[Entries with page source code]
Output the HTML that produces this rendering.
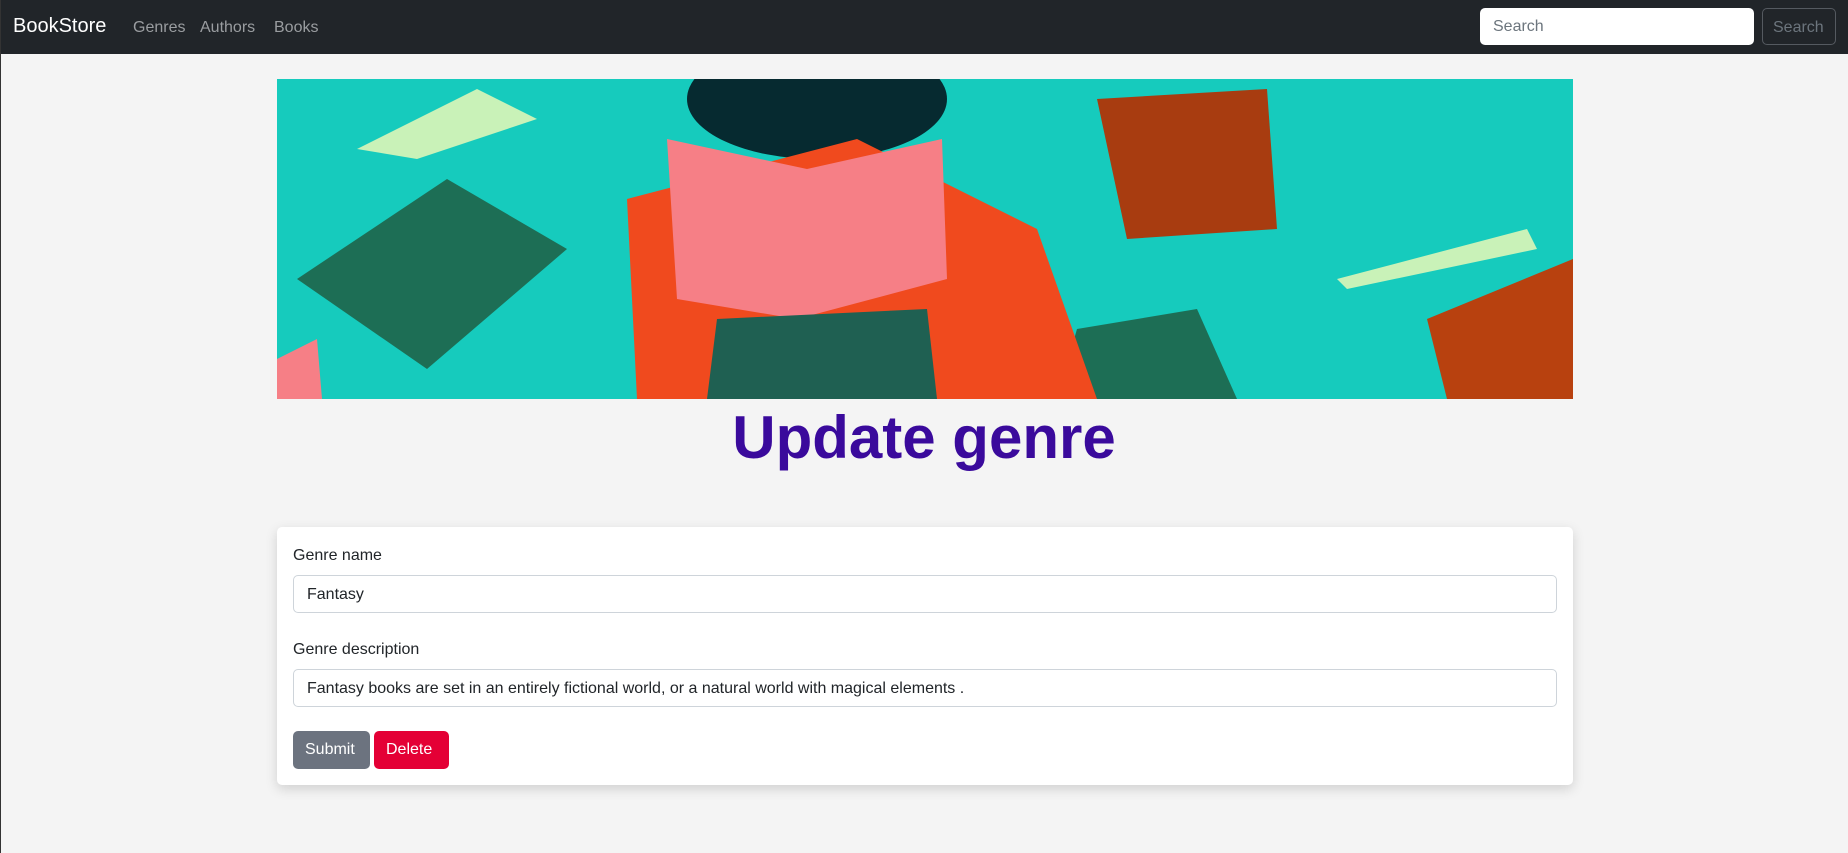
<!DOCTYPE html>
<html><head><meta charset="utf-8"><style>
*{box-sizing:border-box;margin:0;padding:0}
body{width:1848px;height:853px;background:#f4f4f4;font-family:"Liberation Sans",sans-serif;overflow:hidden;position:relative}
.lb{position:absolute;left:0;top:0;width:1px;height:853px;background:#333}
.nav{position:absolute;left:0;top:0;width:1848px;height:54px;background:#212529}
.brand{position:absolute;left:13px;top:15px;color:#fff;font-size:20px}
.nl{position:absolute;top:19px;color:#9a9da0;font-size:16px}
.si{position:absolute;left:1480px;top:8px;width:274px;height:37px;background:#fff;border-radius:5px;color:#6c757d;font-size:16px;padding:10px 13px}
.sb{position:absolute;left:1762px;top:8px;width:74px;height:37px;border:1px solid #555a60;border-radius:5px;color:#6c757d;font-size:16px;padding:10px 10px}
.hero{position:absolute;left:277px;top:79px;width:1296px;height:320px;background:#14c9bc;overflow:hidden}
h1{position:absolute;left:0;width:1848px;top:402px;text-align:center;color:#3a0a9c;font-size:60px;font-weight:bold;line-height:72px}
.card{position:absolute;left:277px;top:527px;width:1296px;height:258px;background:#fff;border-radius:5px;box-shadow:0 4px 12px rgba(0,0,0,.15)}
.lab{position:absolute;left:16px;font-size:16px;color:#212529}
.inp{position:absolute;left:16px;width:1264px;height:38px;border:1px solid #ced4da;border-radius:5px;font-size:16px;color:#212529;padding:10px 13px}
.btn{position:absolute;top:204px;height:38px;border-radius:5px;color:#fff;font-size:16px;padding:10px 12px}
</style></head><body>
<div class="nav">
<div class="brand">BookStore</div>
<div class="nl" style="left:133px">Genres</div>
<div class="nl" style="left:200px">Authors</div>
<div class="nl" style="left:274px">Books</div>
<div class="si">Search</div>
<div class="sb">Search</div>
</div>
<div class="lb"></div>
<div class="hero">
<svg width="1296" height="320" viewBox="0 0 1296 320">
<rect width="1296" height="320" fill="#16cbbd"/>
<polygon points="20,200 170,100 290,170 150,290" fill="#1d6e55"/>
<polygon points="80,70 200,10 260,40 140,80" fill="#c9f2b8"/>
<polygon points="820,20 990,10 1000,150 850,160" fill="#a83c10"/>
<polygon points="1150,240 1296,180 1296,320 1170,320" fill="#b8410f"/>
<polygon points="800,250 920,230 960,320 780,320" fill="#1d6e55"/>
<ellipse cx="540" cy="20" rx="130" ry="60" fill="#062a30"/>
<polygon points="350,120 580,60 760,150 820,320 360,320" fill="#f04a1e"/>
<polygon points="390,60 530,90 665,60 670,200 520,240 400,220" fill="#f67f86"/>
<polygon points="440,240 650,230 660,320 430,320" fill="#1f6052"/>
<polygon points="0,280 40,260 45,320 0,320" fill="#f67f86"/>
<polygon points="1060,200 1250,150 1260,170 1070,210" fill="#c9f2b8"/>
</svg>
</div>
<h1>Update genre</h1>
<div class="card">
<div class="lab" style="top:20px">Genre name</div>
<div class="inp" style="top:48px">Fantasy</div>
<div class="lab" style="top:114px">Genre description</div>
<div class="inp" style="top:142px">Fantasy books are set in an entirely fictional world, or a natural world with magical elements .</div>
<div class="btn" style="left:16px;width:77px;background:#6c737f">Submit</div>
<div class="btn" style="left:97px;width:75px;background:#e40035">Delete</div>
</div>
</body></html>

--

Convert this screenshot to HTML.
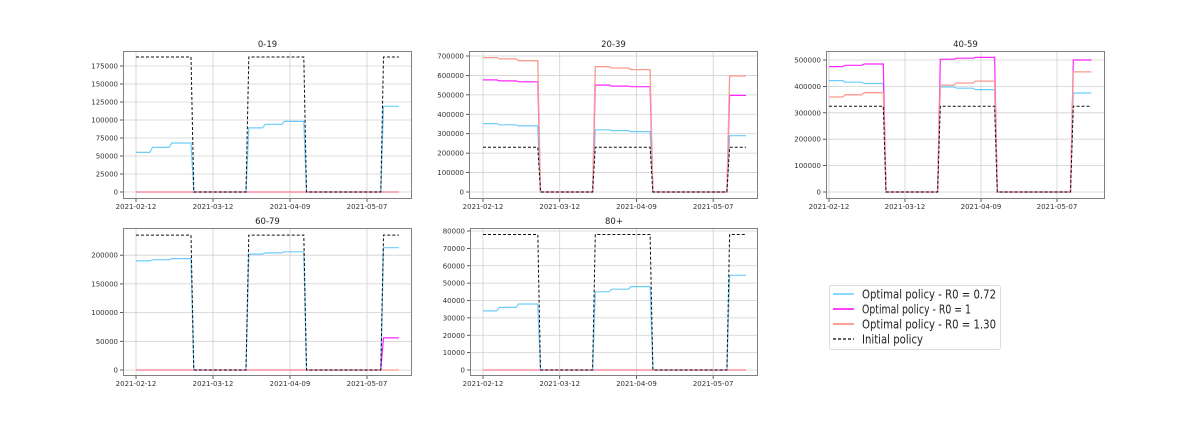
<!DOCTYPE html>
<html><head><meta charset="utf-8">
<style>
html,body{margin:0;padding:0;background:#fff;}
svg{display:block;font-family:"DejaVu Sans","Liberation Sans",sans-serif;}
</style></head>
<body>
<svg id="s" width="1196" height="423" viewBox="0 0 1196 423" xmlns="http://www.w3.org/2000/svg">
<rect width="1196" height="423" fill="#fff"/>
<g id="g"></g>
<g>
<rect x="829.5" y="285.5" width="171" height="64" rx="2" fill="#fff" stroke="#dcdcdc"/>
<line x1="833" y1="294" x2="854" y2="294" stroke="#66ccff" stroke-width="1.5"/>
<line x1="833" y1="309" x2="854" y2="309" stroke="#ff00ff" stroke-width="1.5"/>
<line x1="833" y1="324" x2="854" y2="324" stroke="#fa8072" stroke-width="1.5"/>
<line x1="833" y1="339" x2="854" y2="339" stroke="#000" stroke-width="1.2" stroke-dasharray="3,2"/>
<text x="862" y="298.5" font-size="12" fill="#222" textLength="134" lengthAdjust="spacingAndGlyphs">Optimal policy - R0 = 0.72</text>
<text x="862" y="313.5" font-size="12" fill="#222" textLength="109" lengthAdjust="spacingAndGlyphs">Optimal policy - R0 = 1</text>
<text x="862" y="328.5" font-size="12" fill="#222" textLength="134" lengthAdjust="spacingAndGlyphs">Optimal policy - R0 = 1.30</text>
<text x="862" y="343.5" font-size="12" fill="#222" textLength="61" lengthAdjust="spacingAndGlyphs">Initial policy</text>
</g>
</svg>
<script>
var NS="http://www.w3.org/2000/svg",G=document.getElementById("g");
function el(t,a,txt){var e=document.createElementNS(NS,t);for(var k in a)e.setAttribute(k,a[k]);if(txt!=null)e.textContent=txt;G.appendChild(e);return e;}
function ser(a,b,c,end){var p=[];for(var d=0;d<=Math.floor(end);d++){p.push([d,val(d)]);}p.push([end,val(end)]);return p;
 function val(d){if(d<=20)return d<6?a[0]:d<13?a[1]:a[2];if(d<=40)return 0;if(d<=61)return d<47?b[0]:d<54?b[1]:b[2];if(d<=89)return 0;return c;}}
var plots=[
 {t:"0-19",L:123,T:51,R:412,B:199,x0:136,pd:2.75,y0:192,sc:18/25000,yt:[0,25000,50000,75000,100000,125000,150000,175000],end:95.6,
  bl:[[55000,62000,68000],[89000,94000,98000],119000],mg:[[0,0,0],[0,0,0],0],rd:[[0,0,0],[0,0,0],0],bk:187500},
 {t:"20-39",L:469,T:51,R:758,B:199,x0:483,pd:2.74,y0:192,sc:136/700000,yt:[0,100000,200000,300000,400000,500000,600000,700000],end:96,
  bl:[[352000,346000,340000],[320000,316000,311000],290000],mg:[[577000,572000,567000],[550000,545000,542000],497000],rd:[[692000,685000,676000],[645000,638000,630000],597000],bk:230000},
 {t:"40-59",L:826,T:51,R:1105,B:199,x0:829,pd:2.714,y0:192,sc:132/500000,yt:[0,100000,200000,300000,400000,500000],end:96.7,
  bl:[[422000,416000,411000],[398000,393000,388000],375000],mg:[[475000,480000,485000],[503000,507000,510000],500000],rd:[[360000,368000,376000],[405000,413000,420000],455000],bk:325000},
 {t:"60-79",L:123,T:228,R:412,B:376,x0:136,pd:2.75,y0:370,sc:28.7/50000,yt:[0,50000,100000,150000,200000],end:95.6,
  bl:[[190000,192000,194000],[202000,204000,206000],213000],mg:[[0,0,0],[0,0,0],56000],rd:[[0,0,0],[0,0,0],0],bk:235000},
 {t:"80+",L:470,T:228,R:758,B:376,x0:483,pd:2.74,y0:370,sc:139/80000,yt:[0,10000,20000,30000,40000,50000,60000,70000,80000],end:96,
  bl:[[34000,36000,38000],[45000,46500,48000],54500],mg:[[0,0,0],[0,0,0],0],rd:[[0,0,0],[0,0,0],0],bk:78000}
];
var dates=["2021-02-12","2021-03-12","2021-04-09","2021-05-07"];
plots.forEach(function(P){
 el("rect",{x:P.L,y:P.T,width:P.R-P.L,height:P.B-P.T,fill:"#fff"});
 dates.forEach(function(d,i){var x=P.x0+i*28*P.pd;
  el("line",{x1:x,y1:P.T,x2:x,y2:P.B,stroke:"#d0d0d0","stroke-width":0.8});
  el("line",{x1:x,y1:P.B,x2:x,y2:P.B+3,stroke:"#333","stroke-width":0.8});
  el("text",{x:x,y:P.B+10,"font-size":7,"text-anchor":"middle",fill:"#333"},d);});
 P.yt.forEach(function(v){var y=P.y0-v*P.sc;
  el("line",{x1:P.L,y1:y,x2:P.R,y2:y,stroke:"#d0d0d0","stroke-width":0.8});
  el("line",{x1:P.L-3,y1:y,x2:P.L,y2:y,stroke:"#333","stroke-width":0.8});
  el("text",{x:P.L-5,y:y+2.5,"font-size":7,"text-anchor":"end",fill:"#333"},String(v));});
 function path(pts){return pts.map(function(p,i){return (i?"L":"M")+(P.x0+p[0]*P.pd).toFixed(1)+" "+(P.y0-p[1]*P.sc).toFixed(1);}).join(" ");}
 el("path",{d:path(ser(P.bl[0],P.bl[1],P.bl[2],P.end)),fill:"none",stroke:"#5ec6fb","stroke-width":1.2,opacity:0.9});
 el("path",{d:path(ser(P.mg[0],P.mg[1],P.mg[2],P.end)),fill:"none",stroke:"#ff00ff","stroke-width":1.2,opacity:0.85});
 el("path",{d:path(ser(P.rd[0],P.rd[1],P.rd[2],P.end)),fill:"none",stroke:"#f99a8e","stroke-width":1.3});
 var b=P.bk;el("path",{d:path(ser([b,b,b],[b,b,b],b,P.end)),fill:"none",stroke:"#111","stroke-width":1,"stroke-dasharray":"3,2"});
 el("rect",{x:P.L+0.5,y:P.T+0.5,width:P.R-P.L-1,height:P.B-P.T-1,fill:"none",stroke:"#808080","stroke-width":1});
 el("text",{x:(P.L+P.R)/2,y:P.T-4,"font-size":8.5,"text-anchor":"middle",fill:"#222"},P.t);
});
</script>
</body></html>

■ **Short problem**: Copy out the lines that hold "this".

■ **Solution**:
Output the HTML that produces this rendering.
Convert this screenshot to HTML.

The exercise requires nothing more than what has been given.